- Supplied material
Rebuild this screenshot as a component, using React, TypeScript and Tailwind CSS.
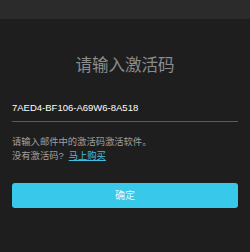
export default function App() {
  return (
    <div
      className="flex h-[252px] w-[250px] flex-col bg-[#1e1e1e]"
      style={{ fontFamily: '"Liberation Sans", "Noto Sans CJK SC", sans-serif' }}
    >
      <div className="h-[19px] bg-[#2b2b2b]" />
      <div className="flex flex-col px-3">
        <h1 className="mt-[36px] text-center text-[16.5px] leading-[20px] text-[#8c8c8c]">
          请输入激活码
        </h1>
        <div className="mt-[26px] border-b border-[#5a5a5a] pb-[6px] text-[9.5px] leading-[14px] text-white">
          7AED4-BF106-A69W6-8A518
        </div>
        <p className="mt-[13px] text-[9.3px] leading-[14px] text-[#a0a0a0]">
          请输入邮件中的激活码激活软件。
          <br />
          没有激活码?
          <a className="ml-[5px] text-[#3fc0e0] underline">马上购买</a>
        </p>
        <button className="mt-[20px] h-[25px] rounded-[3px] bg-[#38c8ea] text-[10px] text-[#e8f8fc]">
          确定
        </button>
      </div>
    </div>
  );
}
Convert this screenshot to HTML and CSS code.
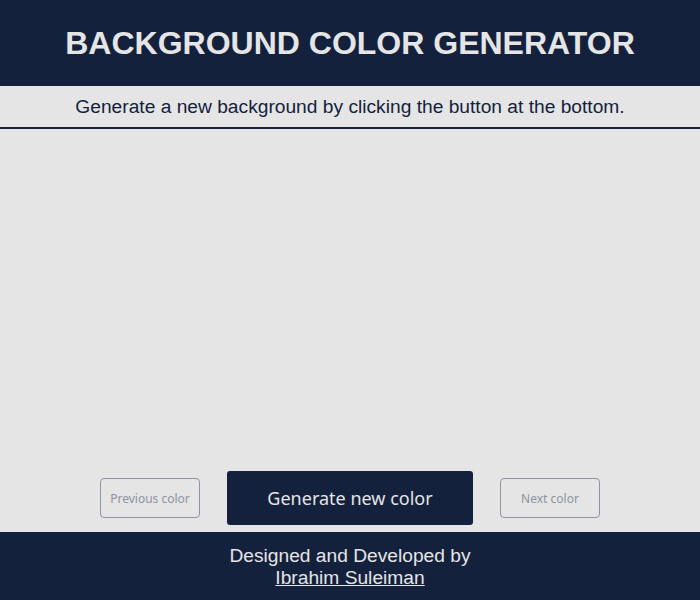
FILE: index.html
```html
<!DOCTYPE html>
<html lang="en">
<head>
<meta charset="utf-8">
<title>Background Color Generator</title>
<link rel="stylesheet" href="styles.css">
</head>
<body>
<div class="page">
  <header class="header">
    <h1 class="title">BACKGROUND COLOR GENERATOR</h1>
  </header>
  <p class="subtitle">Generate a new background by clicking the button at the bottom.</p>
  <main class="main">
    <div class="controls">
      <button class="btn btn-side" disabled>Previous color</button>
      <button class="btn btn-main">Generate new color</button>
      <button class="btn btn-side" disabled>Next color</button>
    </div>
  </main>
  <footer class="footer">
    <p class="credit">Designed and Developed by<br><a class="author" href="#">Ibrahim Suleiman</a></p>
  </footer>
</div>
</body>
</html>
```
FILE: styles.css
```css
* { box-sizing: border-box; }
html, body { margin: 0; padding: 0; }
body {
  background: #e5e5e5;
  font-family: "Liberation Sans", Arial, sans-serif;
  color: #14213d;
}
.page {
  display: flex;
  flex-direction: column;
  height: 100vh;
}
.header {
  background: #14213d;
  height: 86px;
  display: flex;
  align-items: center;
  justify-content: center;
}
.title {
  margin: 0;
  font-size: 32px;
  font-weight: bold;
  color: #e5e5e5;
}
.subtitle {
  margin: 0;
  height: 43px;
  border-bottom: 2px solid #14213d;
  display: flex;
  align-items: center;
  justify-content: center;
  font-size: 19.2px;
}
.main {
  flex: 1;
  display: flex;
  align-items: flex-end;
  justify-content: center;
  padding-bottom: 7px;
}
.controls {
  display: flex;
  align-items: center;
  gap: 27px;
}
.btn {
  font-family: "Noto Sans", "Open Sans", sans-serif;
  cursor: pointer;
}
.btn-side {
  width: 100px;
  height: 40px;
  background: transparent;
  border: 1px solid #8d93a3;
  border-radius: 4px;
  color: #8d93a3;
  font-size: 12px;
}
.btn-main {
  width: 246px;
  height: 54px;
  background: #14213d;
  color: #e5e5e5;
  border: none;
  border-radius: 3px;
  font-size: 18px;
}
.footer {
  background: #14213d;
  height: 68px;
  display: flex;
  align-items: center;
  justify-content: center;
}
.credit {
  margin: 0;
  text-align: center;
  color: #e5e5e5;
  font-size: 19.2px;
  line-height: 22px;
  padding-top: 1px;
}
.author {
  color: #e5e5e5;
}
```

- Work to complete
From the line with "Convert this screenshot to HTML and CSS code." down to the end of the entries, retype each line exactly as written, but drop the pictures.

- Worked answer
Convert this screenshot to HTML and CSS code.
FILE: index.html
```html
<!DOCTYPE html>
<html lang="en">
<head>
<meta charset="utf-8">
<title>Background Color Generator</title>
<link rel="stylesheet" href="styles.css">
</head>
<body>
<div class="page">
  <header class="header">
    <h1 class="title">BACKGROUND COLOR GENERATOR</h1>
  </header>
  <p class="subtitle">Generate a new background by clicking the button at the bottom.</p>
  <main class="main">
    <div class="controls">
      <button class="btn btn-side" disabled>Previous color</button>
      <button class="btn btn-main">Generate new color</button>
      <button class="btn btn-side" disabled>Next color</button>
    </div>
  </main>
  <footer class="footer">
    <p class="credit">Designed and Developed by<br><a class="author" href="#">Ibrahim Suleiman</a></p>
  </footer>
</div>
</body>
</html>
```
FILE: styles.css
```css
* { box-sizing: border-box; }
html, body { margin: 0; padding: 0; }
body {
  background: #e5e5e5;
  font-family: "Liberation Sans", Arial, sans-serif;
  color: #14213d;
}
.page {
  display: flex;
  flex-direction: column;
  height: 100vh;
}
.header {
  background: #14213d;
  height: 86px;
  display: flex;
  align-items: center;
  justify-content: center;
}
.title {
  margin: 0;
  font-size: 32px;
  font-weight: bold;
  color: #e5e5e5;
}
.subtitle {
  margin: 0;
  height: 43px;
  border-bottom: 2px solid #14213d;
  display: flex;
  align-items: center;
  justify-content: center;
  font-size: 19.2px;
}
.main {
  flex: 1;
  display: flex;
  align-items: flex-end;
  justify-content: center;
  padding-bottom: 7px;
}
.controls {
  display: flex;
  align-items: center;
  gap: 27px;
}
.btn {
  font-family: "Noto Sans", "Open Sans", sans-serif;
  cursor: pointer;
}
.btn-side {
  width: 100px;
  height: 40px;
  background: transparent;
  border: 1px solid #8d93a3;
  border-radius: 4px;
  color: #8d93a3;
  font-size: 12px;
}
.btn-main {
  width: 246px;
  height: 54px;
  background: #14213d;
  color: #e5e5e5;
  border: none;
  border-radius: 3px;
  font-size: 18px;
}
.footer {
  background: #14213d;
  height: 68px;
  display: flex;
  align-items: center;
  justify-content: center;
}
.credit {
  margin: 0;
  text-align: center;
  color: #e5e5e5;
  font-size: 19.2px;
  line-height: 22px;
  padding-top: 1px;
}
.author {
  color: #e5e5e5;
}
```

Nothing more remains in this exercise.